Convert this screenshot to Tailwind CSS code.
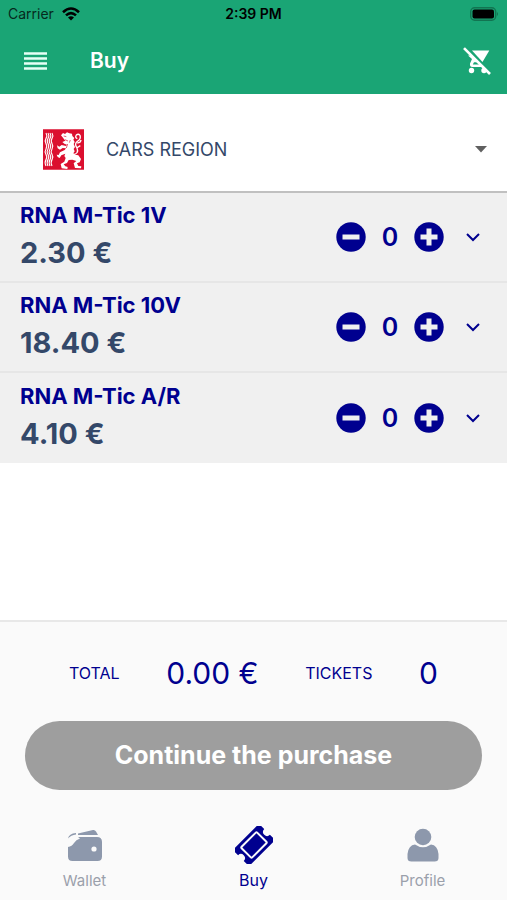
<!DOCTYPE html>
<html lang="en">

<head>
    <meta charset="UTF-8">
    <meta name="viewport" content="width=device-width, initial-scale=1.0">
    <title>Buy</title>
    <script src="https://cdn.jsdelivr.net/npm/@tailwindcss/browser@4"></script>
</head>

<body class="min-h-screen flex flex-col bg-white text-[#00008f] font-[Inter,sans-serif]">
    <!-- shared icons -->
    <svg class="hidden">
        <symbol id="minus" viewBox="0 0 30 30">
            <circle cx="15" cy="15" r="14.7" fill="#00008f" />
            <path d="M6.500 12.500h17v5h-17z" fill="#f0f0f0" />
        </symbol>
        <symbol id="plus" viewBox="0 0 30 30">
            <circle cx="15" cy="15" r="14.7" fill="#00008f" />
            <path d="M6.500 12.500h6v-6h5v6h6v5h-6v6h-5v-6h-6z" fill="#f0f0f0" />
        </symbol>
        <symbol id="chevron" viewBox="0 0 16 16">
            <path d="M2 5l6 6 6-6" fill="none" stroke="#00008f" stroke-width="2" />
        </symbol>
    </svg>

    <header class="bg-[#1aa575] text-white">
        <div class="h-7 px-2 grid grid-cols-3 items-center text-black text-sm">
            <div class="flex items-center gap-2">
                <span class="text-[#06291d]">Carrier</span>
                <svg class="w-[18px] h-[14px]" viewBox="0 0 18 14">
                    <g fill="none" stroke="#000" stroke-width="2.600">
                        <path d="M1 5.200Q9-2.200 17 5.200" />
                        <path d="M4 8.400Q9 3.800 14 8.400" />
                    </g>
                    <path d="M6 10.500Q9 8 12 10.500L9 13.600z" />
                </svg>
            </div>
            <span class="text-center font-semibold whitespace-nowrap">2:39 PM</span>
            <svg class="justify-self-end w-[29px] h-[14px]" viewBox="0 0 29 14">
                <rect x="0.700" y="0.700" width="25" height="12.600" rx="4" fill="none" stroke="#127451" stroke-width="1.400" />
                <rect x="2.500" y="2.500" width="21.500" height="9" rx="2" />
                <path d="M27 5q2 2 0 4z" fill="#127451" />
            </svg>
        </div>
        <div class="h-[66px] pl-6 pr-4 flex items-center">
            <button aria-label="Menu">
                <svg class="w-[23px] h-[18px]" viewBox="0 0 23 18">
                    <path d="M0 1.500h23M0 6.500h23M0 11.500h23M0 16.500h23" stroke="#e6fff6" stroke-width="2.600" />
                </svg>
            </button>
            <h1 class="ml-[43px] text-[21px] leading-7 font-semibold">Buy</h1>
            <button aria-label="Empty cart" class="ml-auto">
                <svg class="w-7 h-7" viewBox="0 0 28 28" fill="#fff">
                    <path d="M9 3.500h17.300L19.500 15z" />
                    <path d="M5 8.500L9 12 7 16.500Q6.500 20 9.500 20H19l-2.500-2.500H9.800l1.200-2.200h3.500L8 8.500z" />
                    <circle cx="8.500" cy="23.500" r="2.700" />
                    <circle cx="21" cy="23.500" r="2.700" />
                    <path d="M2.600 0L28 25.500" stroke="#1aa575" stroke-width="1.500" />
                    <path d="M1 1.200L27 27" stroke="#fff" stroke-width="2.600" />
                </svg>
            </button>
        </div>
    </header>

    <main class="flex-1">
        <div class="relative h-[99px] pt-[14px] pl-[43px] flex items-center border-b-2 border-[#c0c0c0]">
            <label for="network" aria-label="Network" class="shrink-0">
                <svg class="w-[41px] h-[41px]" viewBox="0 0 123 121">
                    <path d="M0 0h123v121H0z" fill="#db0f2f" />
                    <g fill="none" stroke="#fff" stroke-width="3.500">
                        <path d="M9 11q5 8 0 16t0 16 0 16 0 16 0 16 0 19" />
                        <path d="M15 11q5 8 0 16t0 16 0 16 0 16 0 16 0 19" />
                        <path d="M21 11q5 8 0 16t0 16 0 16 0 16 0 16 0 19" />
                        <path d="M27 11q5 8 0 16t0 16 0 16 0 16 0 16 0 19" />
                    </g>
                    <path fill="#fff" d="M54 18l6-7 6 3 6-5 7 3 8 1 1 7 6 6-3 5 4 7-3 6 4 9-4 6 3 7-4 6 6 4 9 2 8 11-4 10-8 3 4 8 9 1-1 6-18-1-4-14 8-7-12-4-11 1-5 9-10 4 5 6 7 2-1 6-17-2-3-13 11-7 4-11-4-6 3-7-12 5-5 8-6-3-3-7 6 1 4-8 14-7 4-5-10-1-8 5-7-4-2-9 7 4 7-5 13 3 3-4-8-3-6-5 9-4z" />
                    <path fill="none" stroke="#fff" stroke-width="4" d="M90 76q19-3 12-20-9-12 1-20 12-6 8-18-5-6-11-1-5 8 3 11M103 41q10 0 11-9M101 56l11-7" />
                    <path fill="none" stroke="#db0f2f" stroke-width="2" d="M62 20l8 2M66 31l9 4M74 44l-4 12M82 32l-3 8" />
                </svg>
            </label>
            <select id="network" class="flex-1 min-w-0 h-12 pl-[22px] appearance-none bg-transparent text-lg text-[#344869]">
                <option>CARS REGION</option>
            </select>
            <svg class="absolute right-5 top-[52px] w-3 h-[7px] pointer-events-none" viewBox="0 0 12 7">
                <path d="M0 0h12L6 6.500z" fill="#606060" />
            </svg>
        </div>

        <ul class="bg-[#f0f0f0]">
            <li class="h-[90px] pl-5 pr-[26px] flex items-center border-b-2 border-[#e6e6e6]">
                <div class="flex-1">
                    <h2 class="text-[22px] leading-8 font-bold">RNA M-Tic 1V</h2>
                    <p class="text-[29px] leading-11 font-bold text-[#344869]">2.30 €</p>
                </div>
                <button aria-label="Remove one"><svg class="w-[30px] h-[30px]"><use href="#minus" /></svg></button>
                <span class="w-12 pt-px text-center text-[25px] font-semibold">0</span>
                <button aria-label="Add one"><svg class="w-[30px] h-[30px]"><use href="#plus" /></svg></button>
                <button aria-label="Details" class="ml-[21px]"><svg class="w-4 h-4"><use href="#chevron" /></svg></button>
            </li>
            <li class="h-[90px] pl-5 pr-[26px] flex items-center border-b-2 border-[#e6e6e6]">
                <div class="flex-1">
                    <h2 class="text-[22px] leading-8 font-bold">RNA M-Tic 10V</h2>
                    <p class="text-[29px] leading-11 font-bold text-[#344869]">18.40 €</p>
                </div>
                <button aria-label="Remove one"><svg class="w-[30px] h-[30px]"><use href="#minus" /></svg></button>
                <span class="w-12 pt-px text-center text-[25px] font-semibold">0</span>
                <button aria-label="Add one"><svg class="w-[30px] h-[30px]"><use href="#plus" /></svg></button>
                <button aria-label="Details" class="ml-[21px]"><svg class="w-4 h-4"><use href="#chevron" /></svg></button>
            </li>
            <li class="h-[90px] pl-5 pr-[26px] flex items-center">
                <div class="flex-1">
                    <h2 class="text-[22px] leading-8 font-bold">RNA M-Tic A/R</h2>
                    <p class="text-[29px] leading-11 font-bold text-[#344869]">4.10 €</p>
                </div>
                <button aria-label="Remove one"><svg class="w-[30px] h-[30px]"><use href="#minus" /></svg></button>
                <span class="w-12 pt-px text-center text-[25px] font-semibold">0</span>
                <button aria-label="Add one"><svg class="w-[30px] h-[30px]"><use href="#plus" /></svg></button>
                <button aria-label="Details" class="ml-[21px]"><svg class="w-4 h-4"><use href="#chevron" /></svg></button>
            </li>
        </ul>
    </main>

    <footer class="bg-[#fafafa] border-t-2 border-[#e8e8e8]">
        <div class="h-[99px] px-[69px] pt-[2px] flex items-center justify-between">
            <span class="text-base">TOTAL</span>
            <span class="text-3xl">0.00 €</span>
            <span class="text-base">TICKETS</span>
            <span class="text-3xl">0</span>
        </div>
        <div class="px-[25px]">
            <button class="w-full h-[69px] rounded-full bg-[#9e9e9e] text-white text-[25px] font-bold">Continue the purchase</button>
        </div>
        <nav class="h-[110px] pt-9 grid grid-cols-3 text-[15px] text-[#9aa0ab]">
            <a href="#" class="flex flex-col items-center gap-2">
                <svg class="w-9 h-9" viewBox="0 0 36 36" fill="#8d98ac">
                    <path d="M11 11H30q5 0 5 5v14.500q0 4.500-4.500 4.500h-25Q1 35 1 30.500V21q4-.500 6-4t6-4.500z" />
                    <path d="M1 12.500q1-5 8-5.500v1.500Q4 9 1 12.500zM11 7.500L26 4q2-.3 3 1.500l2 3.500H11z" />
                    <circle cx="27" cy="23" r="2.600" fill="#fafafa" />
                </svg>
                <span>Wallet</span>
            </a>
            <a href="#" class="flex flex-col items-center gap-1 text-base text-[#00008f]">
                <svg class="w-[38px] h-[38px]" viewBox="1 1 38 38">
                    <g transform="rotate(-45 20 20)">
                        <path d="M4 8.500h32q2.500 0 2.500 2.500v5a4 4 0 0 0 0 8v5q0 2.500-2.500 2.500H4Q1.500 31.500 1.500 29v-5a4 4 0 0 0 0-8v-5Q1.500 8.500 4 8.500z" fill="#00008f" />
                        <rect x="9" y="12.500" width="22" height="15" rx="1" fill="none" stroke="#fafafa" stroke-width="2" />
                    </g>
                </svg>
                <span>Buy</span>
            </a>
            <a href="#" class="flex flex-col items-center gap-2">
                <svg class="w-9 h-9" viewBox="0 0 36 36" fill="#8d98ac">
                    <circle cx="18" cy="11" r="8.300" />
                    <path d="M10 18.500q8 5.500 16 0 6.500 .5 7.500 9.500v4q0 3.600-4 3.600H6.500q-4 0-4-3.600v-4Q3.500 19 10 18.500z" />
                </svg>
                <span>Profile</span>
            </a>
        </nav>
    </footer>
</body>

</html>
☆ ☆ ☆ ☆ ☆
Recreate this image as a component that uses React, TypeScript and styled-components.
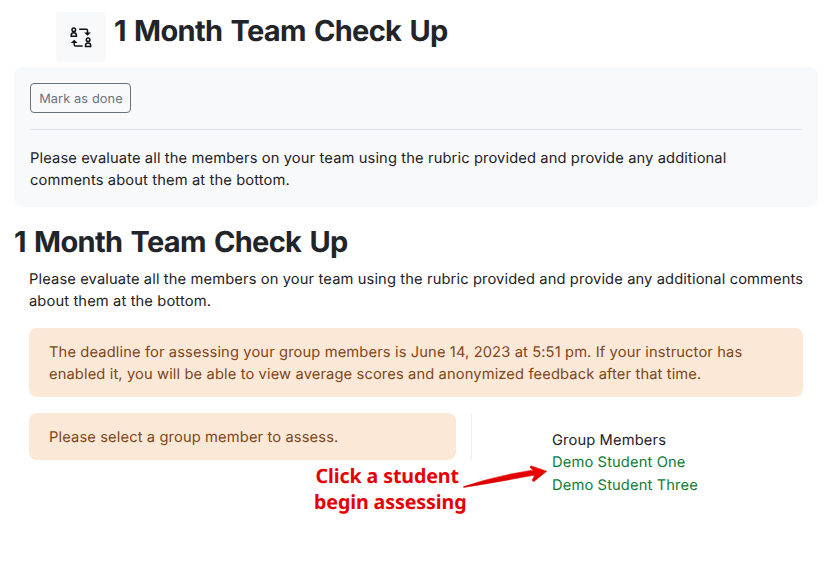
☆ ☆ ☆ ☆ ☆
AIM OF THE EXERCISE:
Find the string "this" in the listing and return every line that holds it.

TASK OUTPUT:
Convert this screenshot to Tailwind CSS code.
Recreate this image as a component that uses React, TypeScript and styled-components.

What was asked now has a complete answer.